Moisture-sheened columns soared like towering tree trunks, bracing walls that angled inwards to form the underside of a stepped dome. Alivia was no shipwright and had no idea what purpose such a space might serve.

‘It’s a vent chamber for the plasma coolant system,’ said Severian.

‘Stop doing that,’ snapped Alivia.

‘Doing what?’

‘Lifting thoughts from my mind.’

‘It’s hard not to,’ he said.

Alivia took a breath of warm, metallic air, trying to calm herself. Her fear for Vivyen was flaring from her like a beacon. No wonder Severian was hearing her thoughts.

Panels of corrugated sheet metal lashed to the mezzanine railings kept the chamber below from sight. Sibilant voices drifted on the air, a seductive mantra that concealed a corruption offering one of the easiest route to damnation.

‘You were right,’ she whispered. ‘It’s the warp.’

They crawled towards the railings, and Alivia pressed her face to the plates of warm, wet steel. Through a gap in the corrugated metal, she saw a chamber that more than justified the first word that leapt to mind.

Temple.

Several hundred people filled the space below, some in white robes, some naked. Fires burned in wide bowls held aloft on chains and the smoke made serpentine patterns in the air. A raised area opposite the mezzanine had been cleared, and a hexagonal platform of metallic crates that looked too much like an altar for Alivia’s liking was set at its centre.

She swept the crowd, looking for any sign of Vivyen.

‘Do you see her?’ asked Severian.

She shook her head. ‘I don’t know if that’s good or not.’

‘Only one way to find out.’

‘Go down there?’

He nodded.

‘There’s hundreds of people down there,’ said Alivia.

‘Nothing I can’t handle.’

‘What about them?’ said Alivia, pointing to the cybernetics lurking at the edge of the chamber.
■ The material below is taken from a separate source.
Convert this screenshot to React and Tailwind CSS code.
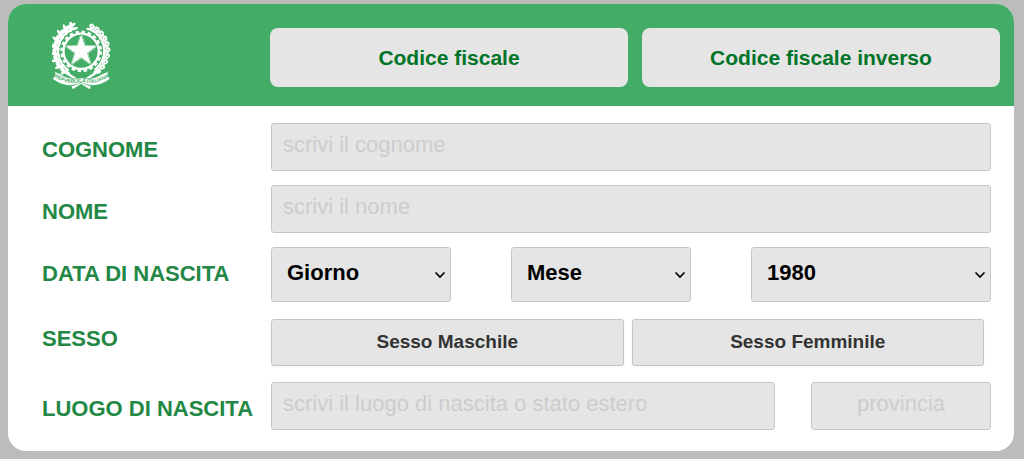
import { useState } from "react";

const MONTHS = [
  "Gennaio",
  "Febbraio",
  "Marzo",
  "Aprile",
  "Maggio",
  "Giugno",
  "Luglio",
  "Agosto",
  "Settembre",
  "Ottobre",
  "Novembre",
  "Dicembre",
];
const DAYS = Array.from({ length: 31 }, (_, i) => String(i + 1));
const YEARS = Array.from({ length: 100 }, (_, i) => String(2020 - i));

const labelClass = "w-[229px] shrink-0 whitespace-nowrap text-[22px] leading-[54px] font-bold text-[#238845]";
const inputClass =
  "h-12 rounded-[3px] border border-[#c6c6c6] bg-[#e5e5e5] px-[11px] pb-1 text-[22px] text-gray-800 outline-none placeholder:text-[#cdcdcd] focus:border-[#43ac66]";

// points of a five-pointed star, starting from the top
function star(cx, cy, outer, inner) {
  return Array.from({ length: 10 }, (_, i) => {
    const r = i % 2 ? inner : outer;
    const a = (i * Math.PI) / 5;
    return `${(cx + r * Math.sin(a)).toFixed(1)},${(cy - r * Math.cos(a)).toFixed(1)}`;
  }).join(" ");
}

function polar(angle, radius) {
  const a = (angle * Math.PI) / 180;
  return [121 + radius * Math.sin(a), 114 - radius * Math.cos(a)];
}

const OLIVE = [-142, -127, -112, -97, -82, -67, -52, -37, -23];
const OAK = [141, 128, 115, 102, 89, 76, 63, 50, 37, 24];

function Emblem() {
  return (
    <svg viewBox="34 28 176 201" className="h-[67px] w-[59px]" role="img" aria-label="Repubblica Italiana">
      {/* Olive branch */}
      <g fill="#fff">
        {OLIVE.map((angle) => {
          const [x1, y1] = polar(angle, 79);
          const [x2, y2] = polar(angle + 6, 69);
          return (
            <g key={angle}>
              <ellipse cx={x1} cy={y1} rx="5" ry="17" transform={`rotate(${angle + 18} ${x1} ${y1})`} />
              <ellipse cx={x2} cy={y2} rx="4" ry="11" transform={`rotate(${angle + 100} ${x2} ${y2})`} />
              <ellipse cx={x1} cy={y1} rx="5" ry="17" transform={`rotate(${angle + 76} ${x1} ${y1})`} />
            </g>
          );
        })}
      </g>
      {/* Oak branch */}
      <g fill="#fff">
        {OAK.map((angle) => {
          const [x1, y1] = polar(angle, 80);
          const [x2, y2] = polar(angle - 3, 69);
          const [x3, y3] = polar(angle + 6, 77);
          return (
            <g key={angle}>
              <ellipse cx={x1} cy={y1} rx="7" ry="9" transform={`rotate(${angle - 60} ${x1} ${y1})`} />
              <ellipse cx={x2} cy={y2} rx="4" ry="10" transform={`rotate(${angle - 104} ${x2} ${y2})`} />
              <circle cx={x3} cy={y3} r="5" />
              <circle cx={x1} cy={y1} r="2" fill="#43ac66" />
              <circle cx={x3} cy={y3} r="1.4" fill="#43ac66" />
            </g>
          );
        })}
      </g>
      {/* Gear */}
      <circle cx="121" cy="116" r="65" fill="#43ac66" />
      <circle cx="121" cy="116" r="53" fill="none" stroke="#fff" strokeWidth="7" />
      <circle
        cx="121"
        cy="116"
        r="59"
        fill="none"
        stroke="#fff"
        strokeWidth="7"
        pathLength="200"
        strokeDasharray="5.6 4.4"
      />
      {/* Star */}
      <polygon points={star(121, 115, 56, 22)} fill="#fff" />
      <polygon points={star(121, 115, 51, 19)} fill="none" stroke="#43ac66" strokeWidth="2" />
      <polygon points={star(121, 115, 46, 18)} fill="#fff" />
      {/* Crossed stems and ribbon */}
      <path d="M64 172 Q96 194 148 226 M178 172 Q146 194 94 226" fill="none" stroke="#fff" strokeWidth="8" />
      <path
        d="M41 176 L58 184 Q88 204 121 195 Q154 204 184 184 L203 176 L200 186 L208 199 Q176 222 148 218 Q130 215 121 209 Q112 215 94 218 Q66 222 35 199 L43 186 Z"
        fill="#fff"
        stroke="#43ac66"
        strokeWidth="2"
      />
      <defs>
        <path id="ribbon" d="M38 191 Q80 219 121 207 Q162 219 206 191" />
      </defs>
      <text fill="#43ac66" fontSize="15" fontWeight="bold" textAnchor="middle">
        <textPath href="#ribbon" startOffset="50%">
          REPVBBLICA ITALIANA
        </textPath>
      </text>
    </svg>
  );
}

function Select({ id, label, value, onChange, options, className }) {
  return (
    <div className={`relative ${className}`}>
      <select
        id={id}
        aria-label={label}
        value={value}
        onChange={(e) => onChange(e.target.value)}
        className="h-[55px] w-full appearance-none rounded-[3px] border border-[#c6c6c6] bg-[#e5e5e5] pr-8 pb-1 pl-[15px] text-[22px] font-bold text-black"
      >
        {options.map((option) => (
          <option key={option}>{option}</option>
        ))}
      </select>
      <svg
        viewBox="0 0 12 8"
        className="pointer-events-none absolute top-6 right-[5px] h-2 w-3"
        fill="none"
        stroke="#000"
        strokeWidth="1.7"
      >
        <path d="M1.5 1.5 L6 6 L10.5 1.5" />
      </svg>
    </div>
  );
}

function TabButton({ children }) {
  return (
    <button type="button" className="h-[59px] rounded-lg bg-[#e5e5e5] text-[21px] font-bold text-[#007427]">
      {children}
    </button>
  );
}

function SexButton({ children, active, onClick }) {
  return (
    <button
      type="button"
      aria-pressed={active}
      onClick={onClick}
      className="h-[47px] rounded-[3px] border border-[#c6c6c6] bg-[#e5e5e5] text-[19px] font-bold text-[#333] shadow-xs aria-pressed:border-[#238845]"
    >
      {children}
    </button>
  );
}

export default function App() {
  const [day, setDay] = useState("Giorno");
  const [month, setMonth] = useState("Mese");
  const [year, setYear] = useState("1980");
  const [sex, setSex] = useState("");

  return (
    <div className="min-h-screen bg-[#bcbcbc] pt-1 pr-[10px] pb-2 pl-2 font-['Liberation_Sans',Arial,sans-serif]">
      <main className="overflow-hidden rounded-[18px] bg-white">
        <header className="flex items-start bg-[#43ac66] pt-[18px] pr-[14px] pb-[17px] pl-11">
          <div className="w-[218px] shrink-0">
            <Emblem />
          </div>
          <nav className="grid flex-1 grid-cols-2 gap-[14px] pt-1.5">
            <TabButton>Codice fiscale</TabButton>
            <TabButton>Codice fiscale inverso</TabButton>
          </nav>
        </header>

        <form className="flex flex-col gap-2 pt-[17px] pr-[23px] pb-[15px] pl-[34px]">
          <div className="flex items-start">
            <label htmlFor="cognome" className={labelClass}>
              COGNOME
            </label>
            <input id="cognome" type="text" placeholder="scrivi il cognome" className={`${inputClass} min-w-0 flex-1`} />
          </div>

          <div className="flex items-start">
            <label htmlFor="nome" className={labelClass}>
              NOME
            </label>
            <input id="nome" type="text" placeholder="scrivi il nome" className={`${inputClass} min-w-0 flex-1`} />
          </div>

          <div className="flex items-start pb-[9px]">
            <label htmlFor="giorno" className={labelClass}>
              DATA DI NASCITA
            </label>
            <div className="grid flex-1 grid-cols-3">
              <Select id="giorno" label="Giorno" value={day} onChange={setDay} options={["Giorno", ...DAYS]} className="w-3/4" />
              <Select id="mese" label="Mese" value={month} onChange={setMonth} options={["Mese", ...MONTHS]} className="w-3/4" />
              <Select id="anno" label="Anno" value={year} onChange={setYear} options={YEARS} className="w-full" />
            </div>
          </div>

          <div role="group" aria-labelledby="sesso" className="flex items-start pb-2">
            <span id="sesso" className="w-[229px] shrink-0 text-[22px] leading-10 font-bold text-[#238845]">
              SESSO
            </span>
            <div className="grid flex-1 grid-cols-2 gap-2 pr-[7px]">
              <SexButton active={sex === "M"} onClick={() => setSex("M")}>
                Sesso Maschile
              </SexButton>
              <SexButton active={sex === "F"} onClick={() => setSex("F")}>
                Sesso Femminile
              </SexButton>
            </div>
          </div>

          <div className="flex items-start">
            <label htmlFor="luogo" className={labelClass}>
              LUOGO DI NASCITA
            </label>
            <div className="flex flex-1 justify-between">
              <input
                id="luogo"
                type="text"
                placeholder="scrivi il luogo di nascita o stato estero"
                className={`${inputClass} w-[70%]`}
              />
              <input
                type="text"
                aria-label="Provincia"
                placeholder="provincia"
                className={`${inputClass} w-1/4 text-center`}
              />
            </div>
          </div>
        </form>
      </main>
    </div>
  );
}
As tall as Severian, each was armed with serious firepower and plated in bonded steel.

‘Thallaxii,’ said Severian. ‘Why did it have to be Thallaxii?’

Alivia switched her gaze from the chanting supplicants and cybernetic killers as she saw movement at the end of the chamber. Alivia’s breath caught in her throat and she stifled a cry as she saw six figures in white emerge from the darkness, each one bearing a struggling child.

‘Vivyen,’ she said.

‘Which one?’

‘The girl at the back.’

‘One of them’s hurt,’ said Severian.

A boy, no more than fourteen, with a soaking bandage tied around his shoulder. Alivia wished she had more bullets. Every man and woman in this chamber deserved to die for what they were doing here.

The children were crying as their captors lifted them onto the crates and secured them with chains around the neck. Vivyen wasn’t struggling, and Alivia saw defiance in her posture, a strength she hadn’t even begun to suspect the girl of possessing.

‘What the hell is that?’ asked Severian, narrowing his eyes as something suspended on a hideous arrangement of wires and chains jerked through the air.

‘Throne!’ hissed the Luna Wolf as the skeletal figure emerged into the light to rapturous awe. Like a famine victim experimented upon by a madman, the naked body twitched like the marionette of a palsied puppet-master. Its suspended body was emaciated and ravaged by toxins, the skull an almost fleshless dome. Unseeing eyes were cataract-blind and its stretched, too-wide grin of a mouth was smeared purple like some nightmarish theatrical clown.